Could i be able to learn driving today?

it has been a long time since i got my driving license... about 3years pluss lo... but i do not drive at all.. and i give myself all the excuse.. where is my gust?
Am I that chicken?
Promise my dad to ask him to take me for driving lesson... will i be able to do it? or is it just a empty promise from me?
i'll wait and see what i can create and what i want to create:P
oh.. something so simple seems so difficult for me sometimes...
tired to get everything perfect...
so wait and see what is the out come at the end of the day.

End of the day

hem.. it is time for me to go to bed and it is time for me to think about what i did today and it is what i wanna create?
went out to eat with my parent and we talk nothing much cos we are busy eating and eating and eating until we are very very full. i treat my parents for tonight's dinner.. but the feeling of satisfy was not as great as the feeling of joy and happy during the first time when i threat them after i got my pay for my industrial training... just wonder why this happened?
talked to my boy friend on the phone just now, he was back in his home town -- kluang spending some quality time with his parents. i was hearing the laughter of her mom all the time when i called him. mayb she was really really happy that her son got a great gal gal who really cares about his son and she do not need to worry much about her son anymore. ya mayb huh...
and in the conversation with my boy friend.. he was saying that he really really mind that i was flirting around with other guys... but i don't think that it is a really serious matter... cos i threat and see all guys as my brothers... i always tell people especially other guys... i threat you good cos i see you as my brother.. mayb my boy boy don't like me to be so good to other guys and he would only like me to treat him in a best manner.
it is like really really a joke to me... guys and gals cannot have good and simple relationship? is it necessary for them to think about dirty things when guys and gals are linked together? my god....
hum.. i should consider whether i need to show that i would not flirt with guys anymore or to present it in a different way so that the guys does not think that i am interested in them gua?
:P

Love and Hate

Sometimes it is very easy to tell someone you hate them but it is hard when it comes to the time where you need to tell the person you love him/her and you do really really care about him/her.
When you love a person.. sometimes you tend to forget you need to care about there feeling and sometimes you tend to forget what you need to do to love them more...
When you hate a person.. the hate is carried inside ur heart and it is bring along with you all the time and without ur notice it grew... and it grew and it grew and it starts to rotes.. and it will come to a time that you can't bare with it anymore...
it is really important in ourlife that we choose to forgive those who had hurt us and to thank them for giving us such an unforgettable experience and love them as much as those you love..
by then.. your life will be happier...

Love others even if you don't like them???
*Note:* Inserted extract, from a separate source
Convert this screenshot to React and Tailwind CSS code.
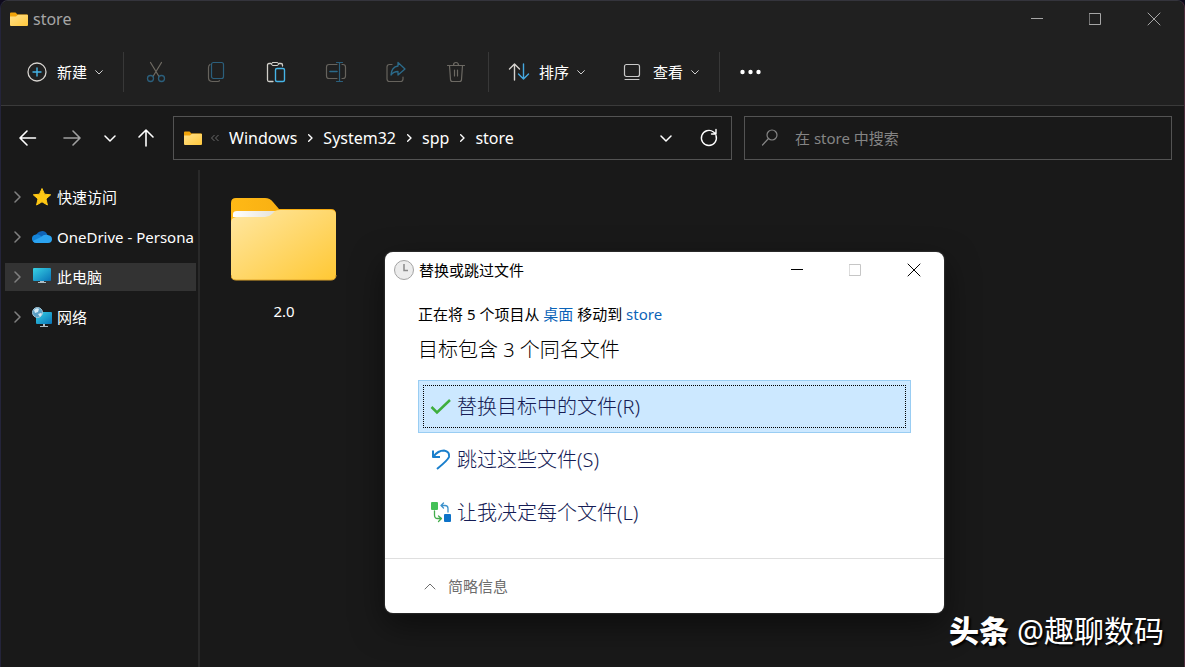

A kindergarten teacher has decided to let her class play a game. The
teacher told each child in the class to bring along a plastic bag
containing a few potatoes. Each potato will be given a name of a
person that the child hates, so the number of potatoes that a child
will put in his/her plastic bag will depend on the number of people
he/she hates.

So when the day came, every child brought some potatoes with the
name of the people he/she hated. Some had 2 potatoes; some 3 while
some up to 5 potatoes.

The teacher then told the children to carry with them the potatoes
in the plastic bag wherever they go (even to the toilet) for 1 week.
Days after days passed by, and the children started to complain
due to the unpleasant smell let out by the rotten potatoes. Besides,
those having 5 potatoes also had to carry heavier bags. After 1
week, the children were relieved because the game had finally ended.

The teacher asked: "How did you feel while carrying the potatoes
with you for 1 week?" The children let out their frustrations and
started complaining of the trouble that they had to go through
having to carry the heavy and smelly potatoes wherever they go.

Then the teacher told them the hidden meaning behind the game. The
teacher said: "This is exactly the situation when you carry your
hatred for somebody inside your heart. The stench of hatred will
contaminate your heart and you will carry it with you wherever you
go. If you cannot tolerate the smell of rotten potatoes for just 1
week, can you imagine what is it like to have the stench of hatred
in your heart for your lifetime???"

Throw away any hatred for anyone from your heart so that you will
not carry sins for a lifetime. Forgiving others is the best attitude
to take!
Love others even if you don't like them...

If it is to be, It is up to me

sometimes I'm scared to do a lot of things. cos i do not know what will happen in the future.. i'm scared of the consequences that i need to take. what if there is something wrong that will happened? what if things went wrong? what if things did not turn up the way it is suppose to be?
by the time i finished figuring out all the what if, the opportunity to do things that i want to do and i'm scared of the consequences would be gone...
and i would be there trying to figure out if just that i could have this and i could have that...
sometimes we really think too much before we need to take up any opportunity and we end up letting the opportunity to slip pass our hand...
it is very easy talk and talk about something you wanna do... but in fact...it is hard to determine whether we had did the right thing and we would not regret for what we had done...
if it is to be. it is up to me :P

A trip to klia


a photo taken during a visit to klia. it was about 2 and half years back.it was really an unforgettable memory for me.now i'm quiet busy with my studies and stuff.therefore i don't think that i would have such an opportunity to go there again soon.but i would really really like to go there again in the near future. Posted by Hello

My life (Part I)

Sometimes we feel that life is boring.. sometimes we see it as dull.. sometimes we even think it is meaningless..
but nevertheless life to me is exicting.. challenging.. and full of new things that are out there and it is for us to discover it..
Life to me is a journey of roller coaster... sometimes it is very fast.. sometimes it's slow.. sometimes it is at a normal speed...sometimes it is high and sometimes it is low... sometimes it does not move at all because it is out of service.. and we have to find a way to fixed it... Simply because if we do not do anything at all it will not move anymore..
Life is what we choose and where we want to be and where we are going to be as well.. it is not faith that determine where we are now and future.. it is up to us to decide where we wanna be now and future.